— start —

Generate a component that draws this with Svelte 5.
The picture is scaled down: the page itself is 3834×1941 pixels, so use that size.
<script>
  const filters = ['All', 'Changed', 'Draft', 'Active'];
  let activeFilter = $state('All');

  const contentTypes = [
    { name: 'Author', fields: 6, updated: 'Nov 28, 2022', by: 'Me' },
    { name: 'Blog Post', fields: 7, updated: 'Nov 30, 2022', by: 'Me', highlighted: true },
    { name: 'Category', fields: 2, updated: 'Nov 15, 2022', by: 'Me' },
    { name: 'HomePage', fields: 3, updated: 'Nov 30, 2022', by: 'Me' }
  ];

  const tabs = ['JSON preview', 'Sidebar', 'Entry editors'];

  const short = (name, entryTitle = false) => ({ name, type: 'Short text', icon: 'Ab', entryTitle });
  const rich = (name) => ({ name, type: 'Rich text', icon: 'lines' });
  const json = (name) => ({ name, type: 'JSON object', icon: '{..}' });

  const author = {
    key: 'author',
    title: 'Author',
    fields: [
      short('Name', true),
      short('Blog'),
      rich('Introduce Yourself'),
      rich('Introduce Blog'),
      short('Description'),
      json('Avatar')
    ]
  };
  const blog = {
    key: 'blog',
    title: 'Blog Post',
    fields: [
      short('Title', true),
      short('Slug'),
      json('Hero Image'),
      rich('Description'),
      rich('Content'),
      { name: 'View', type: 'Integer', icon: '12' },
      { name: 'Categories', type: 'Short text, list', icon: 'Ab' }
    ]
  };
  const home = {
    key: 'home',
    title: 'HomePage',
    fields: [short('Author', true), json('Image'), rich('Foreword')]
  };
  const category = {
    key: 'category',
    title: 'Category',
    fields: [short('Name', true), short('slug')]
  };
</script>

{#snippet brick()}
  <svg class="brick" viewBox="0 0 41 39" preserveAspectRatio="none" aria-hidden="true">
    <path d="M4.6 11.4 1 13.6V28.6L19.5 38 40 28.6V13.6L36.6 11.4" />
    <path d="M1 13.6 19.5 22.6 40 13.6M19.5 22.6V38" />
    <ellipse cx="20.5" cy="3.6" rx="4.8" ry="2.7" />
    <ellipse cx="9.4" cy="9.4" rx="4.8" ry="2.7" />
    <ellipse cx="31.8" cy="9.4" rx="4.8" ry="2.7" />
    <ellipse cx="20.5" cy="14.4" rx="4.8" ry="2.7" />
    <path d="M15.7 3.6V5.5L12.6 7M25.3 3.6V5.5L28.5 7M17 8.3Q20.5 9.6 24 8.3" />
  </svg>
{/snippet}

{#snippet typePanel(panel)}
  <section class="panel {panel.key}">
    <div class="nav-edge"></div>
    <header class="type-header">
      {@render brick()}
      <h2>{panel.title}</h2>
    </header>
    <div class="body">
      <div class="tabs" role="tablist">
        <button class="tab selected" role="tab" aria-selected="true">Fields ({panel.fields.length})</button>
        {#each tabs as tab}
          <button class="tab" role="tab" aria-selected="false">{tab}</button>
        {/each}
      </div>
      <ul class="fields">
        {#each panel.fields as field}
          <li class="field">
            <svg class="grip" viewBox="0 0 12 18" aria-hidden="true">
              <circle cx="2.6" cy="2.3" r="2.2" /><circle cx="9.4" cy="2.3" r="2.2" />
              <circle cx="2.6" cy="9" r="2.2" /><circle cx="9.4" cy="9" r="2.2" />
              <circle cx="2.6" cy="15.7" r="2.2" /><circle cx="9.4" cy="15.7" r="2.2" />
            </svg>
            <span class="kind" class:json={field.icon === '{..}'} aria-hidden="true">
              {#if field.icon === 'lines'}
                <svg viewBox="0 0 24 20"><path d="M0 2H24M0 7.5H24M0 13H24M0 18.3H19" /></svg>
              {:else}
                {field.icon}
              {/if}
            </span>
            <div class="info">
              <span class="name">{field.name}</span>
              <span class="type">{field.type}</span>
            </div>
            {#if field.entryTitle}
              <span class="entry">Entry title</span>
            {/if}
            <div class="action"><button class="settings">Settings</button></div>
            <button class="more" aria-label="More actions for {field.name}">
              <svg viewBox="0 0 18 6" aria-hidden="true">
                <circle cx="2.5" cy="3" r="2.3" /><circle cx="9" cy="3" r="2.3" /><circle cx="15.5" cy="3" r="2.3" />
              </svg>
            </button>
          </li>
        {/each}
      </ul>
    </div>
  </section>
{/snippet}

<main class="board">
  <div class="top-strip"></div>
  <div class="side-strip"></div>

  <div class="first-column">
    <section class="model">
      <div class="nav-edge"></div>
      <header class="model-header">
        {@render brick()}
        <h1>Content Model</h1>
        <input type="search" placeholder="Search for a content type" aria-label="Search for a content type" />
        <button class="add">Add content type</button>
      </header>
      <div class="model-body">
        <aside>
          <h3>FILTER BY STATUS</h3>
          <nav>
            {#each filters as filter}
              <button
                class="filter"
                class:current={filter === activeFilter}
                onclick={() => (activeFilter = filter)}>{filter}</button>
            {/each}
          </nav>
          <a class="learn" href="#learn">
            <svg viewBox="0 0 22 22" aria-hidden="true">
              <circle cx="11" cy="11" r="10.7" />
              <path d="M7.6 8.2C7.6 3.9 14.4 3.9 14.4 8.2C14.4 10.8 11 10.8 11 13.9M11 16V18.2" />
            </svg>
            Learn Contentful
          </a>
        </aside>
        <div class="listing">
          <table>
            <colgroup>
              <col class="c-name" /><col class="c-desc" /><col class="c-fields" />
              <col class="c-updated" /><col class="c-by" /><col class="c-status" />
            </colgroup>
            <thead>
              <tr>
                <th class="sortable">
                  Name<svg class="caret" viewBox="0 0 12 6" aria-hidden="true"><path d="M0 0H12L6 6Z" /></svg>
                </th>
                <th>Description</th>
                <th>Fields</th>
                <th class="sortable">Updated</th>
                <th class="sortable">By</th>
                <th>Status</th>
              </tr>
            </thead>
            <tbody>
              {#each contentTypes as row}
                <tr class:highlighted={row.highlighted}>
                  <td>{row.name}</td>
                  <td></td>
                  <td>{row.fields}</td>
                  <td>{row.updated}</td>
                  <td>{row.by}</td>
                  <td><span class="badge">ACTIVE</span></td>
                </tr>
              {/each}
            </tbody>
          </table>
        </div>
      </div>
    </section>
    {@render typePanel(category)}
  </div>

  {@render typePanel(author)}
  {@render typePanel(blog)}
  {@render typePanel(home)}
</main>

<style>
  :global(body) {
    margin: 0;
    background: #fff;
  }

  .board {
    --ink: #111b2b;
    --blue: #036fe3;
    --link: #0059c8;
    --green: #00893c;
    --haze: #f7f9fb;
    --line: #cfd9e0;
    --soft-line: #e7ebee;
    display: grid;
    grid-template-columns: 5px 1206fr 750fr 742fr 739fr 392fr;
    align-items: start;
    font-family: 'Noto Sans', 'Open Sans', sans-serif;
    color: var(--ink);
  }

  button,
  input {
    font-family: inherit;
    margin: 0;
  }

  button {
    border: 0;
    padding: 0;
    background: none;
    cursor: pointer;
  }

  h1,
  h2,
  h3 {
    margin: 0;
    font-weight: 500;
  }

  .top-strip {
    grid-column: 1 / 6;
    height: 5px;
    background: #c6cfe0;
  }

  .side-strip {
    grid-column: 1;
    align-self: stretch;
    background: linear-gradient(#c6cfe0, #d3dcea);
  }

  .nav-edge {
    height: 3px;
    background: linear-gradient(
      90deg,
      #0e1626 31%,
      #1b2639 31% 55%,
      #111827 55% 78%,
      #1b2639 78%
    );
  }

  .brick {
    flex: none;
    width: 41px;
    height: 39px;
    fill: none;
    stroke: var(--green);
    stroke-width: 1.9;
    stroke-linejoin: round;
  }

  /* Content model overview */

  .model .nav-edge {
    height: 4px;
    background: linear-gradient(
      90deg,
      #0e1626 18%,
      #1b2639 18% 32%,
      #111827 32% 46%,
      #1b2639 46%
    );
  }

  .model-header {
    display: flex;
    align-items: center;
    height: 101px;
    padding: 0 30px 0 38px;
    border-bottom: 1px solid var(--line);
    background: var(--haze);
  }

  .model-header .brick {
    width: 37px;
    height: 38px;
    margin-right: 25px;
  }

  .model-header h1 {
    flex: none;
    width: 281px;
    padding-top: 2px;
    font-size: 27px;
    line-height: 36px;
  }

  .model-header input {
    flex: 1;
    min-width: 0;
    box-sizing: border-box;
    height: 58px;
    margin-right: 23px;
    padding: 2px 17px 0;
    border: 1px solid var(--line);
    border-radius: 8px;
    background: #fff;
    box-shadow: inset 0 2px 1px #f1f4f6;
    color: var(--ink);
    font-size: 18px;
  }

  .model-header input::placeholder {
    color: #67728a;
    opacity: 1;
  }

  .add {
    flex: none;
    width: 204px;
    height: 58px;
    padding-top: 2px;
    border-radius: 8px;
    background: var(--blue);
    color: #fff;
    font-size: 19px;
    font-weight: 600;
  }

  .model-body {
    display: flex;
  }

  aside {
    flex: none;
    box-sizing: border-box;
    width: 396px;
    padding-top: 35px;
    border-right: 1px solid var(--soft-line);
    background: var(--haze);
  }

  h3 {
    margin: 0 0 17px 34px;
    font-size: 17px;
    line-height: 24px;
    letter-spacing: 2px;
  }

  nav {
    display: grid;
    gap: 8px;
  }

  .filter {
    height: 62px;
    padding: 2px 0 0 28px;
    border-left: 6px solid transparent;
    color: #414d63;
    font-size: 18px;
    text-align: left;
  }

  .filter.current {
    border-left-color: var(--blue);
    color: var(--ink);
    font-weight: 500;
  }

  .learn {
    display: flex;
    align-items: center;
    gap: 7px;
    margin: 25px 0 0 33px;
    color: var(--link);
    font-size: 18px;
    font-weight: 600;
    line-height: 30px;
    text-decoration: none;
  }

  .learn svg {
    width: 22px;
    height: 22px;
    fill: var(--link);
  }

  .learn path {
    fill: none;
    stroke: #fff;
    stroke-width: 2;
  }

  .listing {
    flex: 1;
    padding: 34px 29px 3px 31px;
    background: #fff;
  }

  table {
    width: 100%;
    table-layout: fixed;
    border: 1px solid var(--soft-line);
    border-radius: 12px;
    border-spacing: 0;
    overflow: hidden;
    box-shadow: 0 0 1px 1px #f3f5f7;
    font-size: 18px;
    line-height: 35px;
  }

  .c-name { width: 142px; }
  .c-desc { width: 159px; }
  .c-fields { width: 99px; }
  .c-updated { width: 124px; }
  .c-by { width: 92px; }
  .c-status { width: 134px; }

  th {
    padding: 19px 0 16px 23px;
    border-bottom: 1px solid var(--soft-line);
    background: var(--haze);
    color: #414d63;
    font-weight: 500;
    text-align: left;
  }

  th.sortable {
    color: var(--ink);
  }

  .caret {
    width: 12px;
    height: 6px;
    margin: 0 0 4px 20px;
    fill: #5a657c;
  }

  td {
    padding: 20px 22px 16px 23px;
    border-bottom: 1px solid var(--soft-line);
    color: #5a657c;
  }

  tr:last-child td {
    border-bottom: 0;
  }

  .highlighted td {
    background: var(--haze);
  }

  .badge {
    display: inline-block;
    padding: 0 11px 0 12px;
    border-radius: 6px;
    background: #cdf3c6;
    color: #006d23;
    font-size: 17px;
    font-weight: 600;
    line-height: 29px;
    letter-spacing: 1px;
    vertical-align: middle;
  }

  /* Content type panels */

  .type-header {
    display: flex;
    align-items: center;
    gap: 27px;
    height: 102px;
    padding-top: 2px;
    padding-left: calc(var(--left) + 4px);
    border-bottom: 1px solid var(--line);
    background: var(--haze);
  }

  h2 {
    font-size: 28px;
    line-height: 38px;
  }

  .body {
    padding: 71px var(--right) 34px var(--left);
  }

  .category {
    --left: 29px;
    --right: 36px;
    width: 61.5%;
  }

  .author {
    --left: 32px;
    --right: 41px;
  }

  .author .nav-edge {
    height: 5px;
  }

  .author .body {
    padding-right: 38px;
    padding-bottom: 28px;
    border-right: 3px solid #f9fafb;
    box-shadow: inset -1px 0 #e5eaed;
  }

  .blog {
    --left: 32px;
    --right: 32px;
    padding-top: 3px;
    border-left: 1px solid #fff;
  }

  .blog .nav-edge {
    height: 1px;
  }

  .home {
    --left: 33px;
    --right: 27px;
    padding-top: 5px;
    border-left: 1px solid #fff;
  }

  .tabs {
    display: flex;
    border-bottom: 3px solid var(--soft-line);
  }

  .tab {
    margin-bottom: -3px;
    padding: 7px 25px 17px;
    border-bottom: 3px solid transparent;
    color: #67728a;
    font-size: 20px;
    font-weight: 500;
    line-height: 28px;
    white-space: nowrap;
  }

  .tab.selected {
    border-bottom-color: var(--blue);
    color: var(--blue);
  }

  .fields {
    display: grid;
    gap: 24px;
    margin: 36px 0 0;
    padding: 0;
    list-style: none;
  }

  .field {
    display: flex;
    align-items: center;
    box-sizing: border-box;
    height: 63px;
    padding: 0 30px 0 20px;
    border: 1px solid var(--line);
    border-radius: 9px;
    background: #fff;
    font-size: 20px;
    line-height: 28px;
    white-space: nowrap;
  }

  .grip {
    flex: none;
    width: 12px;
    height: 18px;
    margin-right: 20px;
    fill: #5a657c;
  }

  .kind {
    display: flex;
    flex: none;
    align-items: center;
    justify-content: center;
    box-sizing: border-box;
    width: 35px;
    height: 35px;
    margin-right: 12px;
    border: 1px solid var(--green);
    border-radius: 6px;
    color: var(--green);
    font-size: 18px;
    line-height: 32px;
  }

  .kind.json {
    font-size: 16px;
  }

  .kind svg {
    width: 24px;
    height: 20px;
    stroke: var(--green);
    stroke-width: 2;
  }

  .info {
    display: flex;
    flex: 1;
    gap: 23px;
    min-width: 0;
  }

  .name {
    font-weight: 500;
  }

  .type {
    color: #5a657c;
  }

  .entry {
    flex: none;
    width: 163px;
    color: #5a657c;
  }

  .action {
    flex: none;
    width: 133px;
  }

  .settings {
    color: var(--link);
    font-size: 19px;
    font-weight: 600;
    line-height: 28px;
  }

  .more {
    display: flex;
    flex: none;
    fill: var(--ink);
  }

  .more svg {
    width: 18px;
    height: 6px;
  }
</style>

— end —

:: YOUR GOAL ::
Return every line containing "that".

:: TASK RESULT ::
Generate a component that draws this with Svelte 5.
The picture is scaled down: the page itself is 3834×1941 pixels, so use that size.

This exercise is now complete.